¿Qué puedo decir yo de mi tierra, si todo en ella es motivo de orgullo?
A veces basta con recorrer una calle, probar un platillo o escuchar una leyenda local para recordarlo: tiene todo para sorprender. Sabores, paisajes, tradiciones y una calidez que no se finge. No es un destino cualquiera; es una experiencia que despierta los cinco sentidos.
Aquí nací, aquí crecí, y cada día me convenzo más de que pocos sitios laten con tanta fuerza como el nuestro. Cada pueblo guarda un relato, y cada platillo, una razón para regresar.
Este rincón del país me sabe a hogar. A caminos verdes que regalan vistas impresionantes. A tardes frescas con olor a tierra mojada, a pan recién salido del horno, a barbacoa en domingo. A esa mezcla única donde lo ancestral convive con lo moderno sin perder el alma.
Mi estado se percibe en las montañas que arropan y en los ríos que murmuran cuentos, recuerdos y la vida misma. Es una tierra de pueblos mágicos que no solo se visitan: te invitan a quedarte o a volver.
Es Tula, con su zona arqueológica que nos habla de grandeza. Real del Monte, con sus calles empedradas y niebla perpetua, parece sacado de un sueño. Huasca, con su aire encantado y sus historias que aún caminan, invita a creer. Y el bosque de Mineral del Chico susurra secretos a quienes saben escuchar. Son algunos de los destinos más conocidos y visitados, pero apenas una muestra de todo lo que tenemos para ofrecer, descubrir y vivir.
Y si hablamos de sabores, seguramente me quedaré corta. Porque la gastronomía local no se describe: se siente. No es solo el gusto; son los colores vibrantes, los aromas que despiertan recuerdos, y la manera en que cada preparación refleja la identidad y el cariño de quienes la cocinan.

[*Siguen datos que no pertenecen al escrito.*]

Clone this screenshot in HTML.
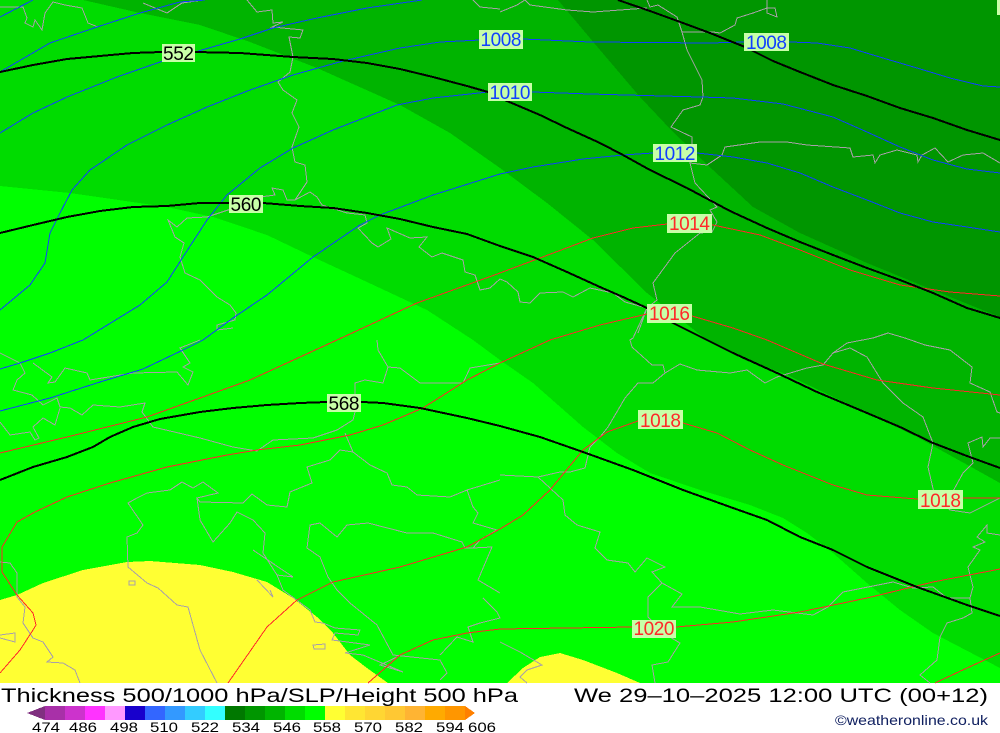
<!DOCTYPE html>
<html><head><meta charset="utf-8"><title>Thickness 500/1000 hPa</title>
<style>
html,body{margin:0;padding:0;background:#fff;width:1000px;height:733px;overflow:hidden}
svg{display:block;position:absolute;left:0;top:0}
.g{fill:none;stroke:#a8a0a8;stroke-width:1}
.b{fill:none;stroke:#1040ff;stroke-width:1}
.r{fill:none;stroke:#ff2828;stroke-width:1}
.k{fill:none;stroke:#000;stroke-width:2}
text{font-family:"Liberation Sans",sans-serif}
.l{font-size:19px;text-anchor:middle}
.t{font-size:19px;fill:#000}
.n{font-size:14px;fill:#000}
</style></head><body>
<svg width="1000" height="733" viewBox="0 0 1000 733" xmlns="http://www.w3.org/2000/svg">
<rect width="1000" height="733" fill="#fff"/>
<g shape-rendering="crispEdges">
<rect width="1000" height="683" fill="#00ff00"/>
<polygon fill="#00dc00" points="0,0 0,186 70,193 167,207 213,217 267,235 313,257 367,282 427,310 473,340 500,360 533,383 583,427 617,453 650,473 700,490 750,505 783,518 807,533 833,553 867,583 900,610 933,633 1000,668 1000,0"/>
<polygon fill="#00b400" points="83,0 140,13 200,25 250,42 317,68 400,105 450,133 500,168 547,203 593,240 647,293 707,340 745,360 783,373 867,413 917,437 1000,483 1000,0"/>
<polygon fill="#009600" points="558,0 600,50 640,97 673,132 713,170 753,207 800,233 867,263 933,290 1000,317 1000,0"/>
<polygon fill="#ffff33" points="0,600 17,595 43,583 83,570 127,562 150,561 200,565 233,572 267,582 293,598 317,617 333,633 350,655 367,668 388,683 0,683"/>
<polygon fill="#ffff33" points="507,683 523,668 540,657 560,653 583,660 617,673 640,683"/>
<rect x="997" y="0" width="3" height="15" fill="#c8ffa8"/>
</g>
<g shape-rendering="crispEdges">
<path class="g" d="M247,0 257,12 272,10 273,23 283,22 272,27 303,30 300,38 289,37 293,57 290,72 278,82 283,90 297,100 292,113 299,127 292,147 295,162 305,165 307,182 295,200 287,200 283,190 272,188 275,195 260,197 237,207 207,217 187,218 177,227 168,220 175,237 184,243 180,257 185,273 200,280 217,297 230,305 236,313 235,320 217,325 217,330 233,328"/>
<path class="g" d="M295,200 310,192 317,197 322,205 347,213 365,215 367,223 358,228 372,243 378,247 391,239 387,228 410,238 427,237 419,247 432,257 442,253 463,260 465,272 475,275 480,290 490,288 500,279 507,282 518,292 520,302 530,303 540,293 563,292 573,297 590,288 613,293 625,302 647,308 633,338 630,340 632,347 652,365 663,365 665,373 653,383 638,383 625,398 618,410 608,427 600,437 590,447 585,468 570,472 560,472 538,477 500,475"/>
<path class="g" d="M665,373 680,364 697,370 730,373 747,370 765,383 777,377 807,368 823,365 833,353 850,348 867,357 883,383 903,403 923,417 933,443 928,467 935,497 950,510 970,513 1000,498"/>
<path class="g" d="M833,353 847,343 873,338 888,333 905,338 925,345 950,350 972,367 970,383 990,392 997,412 1000,413"/>
<path class="g" d="M1000,438 990,438 983,447 982,437 968,443 973,463 963,473 952,493"/>
<path class="g" d="M647,0 650,7 658,5 677,17 682,32 687,50 702,80 703,97 700,105 683,110 671,127 692,137 692,150 690,163 695,183 708,197 717,207 710,210 717,222 712,232 700,233 675,253 653,283 657,300 647,308 638,333"/>
<path class="g" d="M682,32 713,32 720,33 735,25 737,18 753,13 767,8 775,8 777,17 767,13 767,0"/>
<path class="g" d="M500,12 517,5 525,0 530,5 567,10 593,12 647,8"/>
<path class="g" d="M690,163 707,165 722,155 725,147 760,142 787,142 807,145 850,148 853,157 873,155 875,163 880,155 897,150 917,155 918,162 922,155 935,148 948,162 963,155 983,153 1000,163"/>
<path class="g" d="M0,7 23,7 27,18 25,23 33,27 35,20 42,30 45,13 53,2 65,5 82,8 88,23 98,27"/>
<path class="g" d="M143,3 167,13 182,3 203,0"/>
<path class="g" d="M473,0 480,7 500,9"/>
<path class="g" d="M0,353 20,363 25,373 17,380 13,390 32,395 43,405 57,398 60,407 70,408 82,415 93,405 120,407 145,403 142,412 153,427 200,438 233,447 257,451 273,440 313,438 337,430 353,420 355,412 355,383 365,380 383,383 388,367 378,350 377,340"/>
<path class="g" d="M388,367 400,368 420,383 463,383 470,368 500,363"/>
<path class="g" d="M33,363 52,377 48,383 55,382 65,368 87,373 90,380 133,373 177,372 188,385 193,372 183,367 190,363 180,348 200,340"/>
<path class="g" d="M0,422 10,435 30,432 35,440 39,438 33,427 43,418 55,425 60,408"/>
<path class="g" d="M345,433 353,452 340,450 330,460 307,467 312,483 290,492 287,507 267,505 252,494 243,503 200,502 197,498 200,520 213,542 230,523 237,512 253,520 265,533 263,553 277,575 293,577"/>
<path class="g" d="M197,498 218,493 203,482 193,488 182,482 170,490 147,493 137,498 128,503 143,525 137,533 127,537 128,567 147,583 158,588 177,605 188,607 200,650 217,683"/>
<path class="g" d="M353,452 370,465 387,473 392,485 407,487 417,495 450,497 467,490 500,480"/>
<path class="g" d="M467,490 473,507 478,513 473,523 497,530 480,540 473,548 492,547 478,580 500,593"/>
<path class="g" d="M308,540 310,525 320,523 337,537 347,525 368,523 407,533 433,533 462,542 465,548 473,548"/>
<path class="g" d="M308,540 307,548 320,557 328,577 337,590 350,603 377,625 393,655 440,660 447,673 440,680"/>
<path class="g" d="M253,550 293,577 277,575 283,590 310,610 315,622 323,623 335,628 360,630 358,635 335,633 332,640 370,645 345,653 363,655 403,672 380,665 397,657"/>
<path class="g" d="M257,580 273,597 270,590"/>
<path class="g" d="M313,645 325,644 325,649 314,649Z M129,581 135,581 135,585 129,585Z"/>
<path class="g" d="M0,562 10,563 17,573 17,597 25,607 23,623 33,638 43,642 53,657 47,662 63,663 75,670 80,683"/>
<path class="g" d="M0,635 15,633 15,642 0,638"/>
<path class="g" d="M483,598 497,612 500,618 480,623 468,627 473,642 457,637 440,655"/>
<path class="g" d="M500,642 520,652 542,665 527,670 520,677 527,683"/>
<path class="g" d="M538,477 563,500 565,515 577,525 600,532 595,548 607,560 628,563 635,572 647,558 665,567 652,572 662,583 648,597 648,617 663,633 680,643 668,662 652,665 655,683"/>
<path class="g" d="M662,583 682,594 672,607 700,607 740,614 773,610 813,615 828,607 843,592 893,582 913,588 933,587 947,598 970,598 973,587 968,567 980,550 973,547 985,542 977,537 987,525 987,533 1000,535"/>
<path class="g" d="M970,598 972,613 963,618 947,623 940,637 937,660 920,675 930,683"/>

<path class="b" d="M0,17 33,0"/>
<path class="b" d="M0,72 50,43 97,27 140,13 180,2 205,0"/>
<path class="b" d="M0,133 33,113 67,97 117,77 160,62 195,52 240,39 273,28 317,18 367,8 422,0"/>
<path class="b" d="M0,310 30,285 45,263 50,233 60,213 72,190 90,170 127,145 167,125 207,107 250,90 293,75 343,61 400,48 440,42 480,40 523,39 590,42 710,43 745,42 790,42 817,43 850,48 883,58 917,68 950,78 983,86 1000,87"/>
<path class="b" d="M0,369 20,363 50,353 83,340 140,305 167,282 183,257 207,220 227,195 260,168 293,148 333,130 397,105 433,98 488,92 532,92 590,94 700,97 733,98 783,104 833,117 867,132 900,147 933,160 967,169 1000,173"/>
<path class="b" d="M0,411 50,398 100,382 143,369 183,350 203,340 233,318 267,295 313,257 360,225 380,215 433,195 500,174 533,167 583,159 623,155 653,153 697,153 733,157 767,163 800,173 833,187 867,200 900,213 933,222 967,227 1000,232"/>

<path class="r" d="M0,453 67,437 147,417 200,398 250,380 300,357 337,340 417,303 500,273 540,258 593,238 633,228 667,224 713,225 760,235 800,250 850,270 900,285 950,292 1000,296"/>
<path class="r" d="M0,673 20,650 33,630 36,625 33,613 17,595 2,572 2,547 17,522 35,512 67,497 110,483 167,467 227,455 257,450 300,445 350,435 383,425 423,408 467,380 500,363 550,340 600,325 647,314 692,316 733,328 767,340 823,364 877,380 933,388 1000,395"/>
<path class="r" d="M228,683 267,627 297,600 333,582 400,567 467,547 500,529 523,515 550,490 583,450 607,432 638,421 683,423 717,433 750,450 783,465 833,485 867,495 917,499 963,498 1000,498"/>
<path class="r" d="M368,683 400,655 433,640 467,633 500,629 633,627 676,627 733,622 800,612 867,598 933,582 1000,569"/>
<path class="r" d="M935,683 967,668 1000,653"/>

<path class="k" d="M0,72 33,65 67,59 100,56 133,53 162,52 195,52 240,53 293,57 333,59 367,63 400,69 433,77 467,86 488,92 507,101 540,115 567,128 600,143 623,155 650,170 687,188 730,211 767,228 800,242 833,255 867,268 900,280 933,293 967,308 1000,318"/>
<path class="k" d="M618,0 650,11 683,23 710,33 745,47 753,51 773,61 800,72 833,85 867,96 900,108 933,118 967,130 1000,140"/>
<path class="k" d="M0,233 33,225 67,217 100,211 133,207 167,206 200,203 230,203 263,203 300,206 333,208 367,213 400,219 433,227 467,234 500,246 533,257 567,272 600,287 623,297 647,308 673,323 707,340 733,353 777,373 817,392 867,413 900,427 933,443 967,456 1000,468"/>
<path class="k" d="M0,480 33,467 67,457 93,447 110,437 133,427 160,419 200,412 233,408 267,405 300,403 327,402 362,402 383,403 420,408 467,418 500,426 540,437 583,452 633,470 683,490 733,508 767,520 800,537 833,550 867,567 917,587 967,605 1000,616"/>

<g fill="#c8ffa8">
<rect x="162" y="44" width="33" height="18"/>
<rect x="229" y="195" width="34" height="18"/>
<rect x="327" y="394" width="34" height="18"/>
<rect x="479" y="30" width="44" height="19"/>
<rect x="744" y="33" width="45" height="18"/>
<rect x="488" y="83" width="44" height="18"/>
<rect x="653" y="144" width="44" height="18"/>
<rect x="667" y="214" width="45" height="19"/>
<rect x="647" y="304" width="45" height="19"/>
<rect x="638" y="410" width="45" height="19"/>
<rect x="918" y="490" width="45" height="19"/>
<rect x="632" y="620" width="44" height="18"/>
</g>
</g>
<g>
<text class="l" x="178.500" y="60" textLength="31" fill="#000">552</text>
<text class="l" x="246" y="211" textLength="31" fill="#000">560</text>
<text class="l" x="344" y="410" textLength="31" fill="#000">568</text>
<text class="l" x="501" y="46" textLength="41" fill="#1040ff">1008</text>
<text class="l" x="766.500" y="49" textLength="41" fill="#1040ff">1008</text>
<text class="l" x="510" y="99" textLength="41" fill="#1040ff">1010</text>
<text class="l" x="675" y="160" textLength="41" fill="#1040ff">1012</text>
<text class="l" x="689.500" y="230" textLength="41" fill="#ff2828">1014</text>
<text class="l" x="669.500" y="320" textLength="41" fill="#ff2828">1016</text>
<text class="l" x="660.500" y="427" textLength="41" fill="#ff2828">1018</text>
<text class="l" x="940.500" y="507" textLength="41" fill="#ff2828">1018</text>
<text class="l" x="654" y="635" textLength="41" fill="#ff2828">1020</text>
</g>
<g shape-rendering="crispEdges">
<polygon points="27,713 45,706 45,720" fill="#803080"/>
<rect x="45" y="706" width="20" height="14" fill="#a830a8"/>
<rect x="65" y="706" width="20" height="14" fill="#cc33cc"/>
<rect x="85" y="706" width="20" height="14" fill="#ff33ff"/>
<rect x="105" y="706" width="20" height="14" fill="#ff99ff"/>
<rect x="125" y="706" width="20" height="14" fill="#1800cc"/>
<rect x="145" y="706" width="20" height="14" fill="#3366ff"/>
<rect x="165" y="706" width="20" height="14" fill="#3399ff"/>
<rect x="185" y="706" width="20" height="14" fill="#33ccff"/>
<rect x="205" y="706" width="20" height="14" fill="#33ffff"/>
<rect x="225" y="706" width="20" height="14" fill="#007800"/>
<rect x="245" y="706" width="20" height="14" fill="#009600"/>
<rect x="265" y="706" width="20" height="14" fill="#00b400"/>
<rect x="285" y="706" width="20" height="14" fill="#00dc00"/>
<rect x="305" y="706" width="20" height="14" fill="#00ff00"/>
<rect x="325" y="706" width="20" height="14" fill="#ffff33"/>
<rect x="345" y="706" width="20" height="14" fill="#ffe633"/>
<rect x="365" y="706" width="20" height="14" fill="#ffd633"/>
<rect x="385" y="706" width="20" height="14" fill="#ffc833"/>
<rect x="405" y="706" width="20" height="14" fill="#ffb433"/>
<rect x="425" y="706" width="20" height="14" fill="#ffaa00"/>
<rect x="445" y="706" width="20" height="14" fill="#ff9600"/>
<polygon points="465,706 475,713 465,720" fill="#ff8000"/>
</g>
<text class="t" x="1" y="702" textLength="517" lengthAdjust="spacingAndGlyphs">Thickness 500/1000 hPa/SLP/Height 500 hPa</text>
<text class="t" x="574" y="702" textLength="414" lengthAdjust="spacingAndGlyphs">We 29–10–2025 12:00 UTC (00+12)</text>
<g>
<text class="n" x="32" y="732" textLength="28" lengthAdjust="spacingAndGlyphs">474</text>
<text class="n" x="69" y="732" textLength="28" lengthAdjust="spacingAndGlyphs">486</text>
<text class="n" x="110" y="732" textLength="28" lengthAdjust="spacingAndGlyphs">498</text>
<text class="n" x="150" y="732" textLength="28" lengthAdjust="spacingAndGlyphs">510</text>
<text class="n" x="191" y="732" textLength="28" lengthAdjust="spacingAndGlyphs">522</text>
<text class="n" x="232" y="732" textLength="28" lengthAdjust="spacingAndGlyphs">534</text>
<text class="n" x="273" y="732" textLength="28" lengthAdjust="spacingAndGlyphs">546</text>
<text class="n" x="313" y="732" textLength="28" lengthAdjust="spacingAndGlyphs">558</text>
<text class="n" x="354" y="732" textLength="28" lengthAdjust="spacingAndGlyphs">570</text>
<text class="n" x="395" y="732" textLength="28" lengthAdjust="spacingAndGlyphs">582</text>
<text class="n" x="436" y="732" textLength="28" lengthAdjust="spacingAndGlyphs">594</text>
<text class="n" x="468" y="732" textLength="28" lengthAdjust="spacingAndGlyphs">606</text>
</g>
<text x="835" y="725" font-size="14" fill="#102060" textLength="153" lengthAdjust="spacingAndGlyphs">©weatheronline.co.uk</text>
</svg>
</body></html>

Ojalá coincidan conmigo, pero la barbacoa es, por mucho, la comida favorita de quienes habitamos aquí y de quienes nos visitan. Jugosa, suave, cocida bajo tierra… no tiene comparación. Los pastes, calientes con pasta original, llevan la herencia minera con un corazón profundamente regional. El pulque, espeso y ancestral, mantiene su ritual.
Y luego vienen los escamoles, el ximbo, el zacahuil, los mixiotes, el pan de horno, los quesos frescos. Aquí, el paladar también viaja. Cada bocado confirma que estás en el lugar correcto, donde el sabor cobra vida. Y es que aquí, desde lo que se come hasta lo que se celebra, es reflejo de un legado profundo.
Somos herederos de una gran cultura, la que se vive y late en cada uno de nosotros. Cuna de la charrería y del fútbol mexicano. Pero también somos la alegría que se desborda en las ferias de los pueblos, la identidad que danza al ritmo de tradiciones centenarias, el orgullo bordado en los Tenangos y la fe que persiste en los conventos antiguos, testigos del paso del tiempo.
Somos tradición que no se rompe, sentimiento que arde en el pecho de quienes nacimos aquí, en esta tierra que se quiere sin necesidad de grandes discursos: habla sola, en cada camino, en cada espacio y escondrijo.
Visitar esta región de México es recordar que lo más valioso a veces está más cerca de lo que creemos. Que el país está hecho de sitios entrañables, donde uno simplemente se siente en casa.
“Le han cantado a Veracruz, a Jalisco y a Tamaulipas…” pero también a este rincón que lo tiene todo e inspira versos, música y fiesta que se lleva en el alma. Me siento muy afortunada de ser hidalguense, de reconocer la belleza y valorar profundamente este lugar que llevo en el corazón, un lugar que te marcan para toda la vida.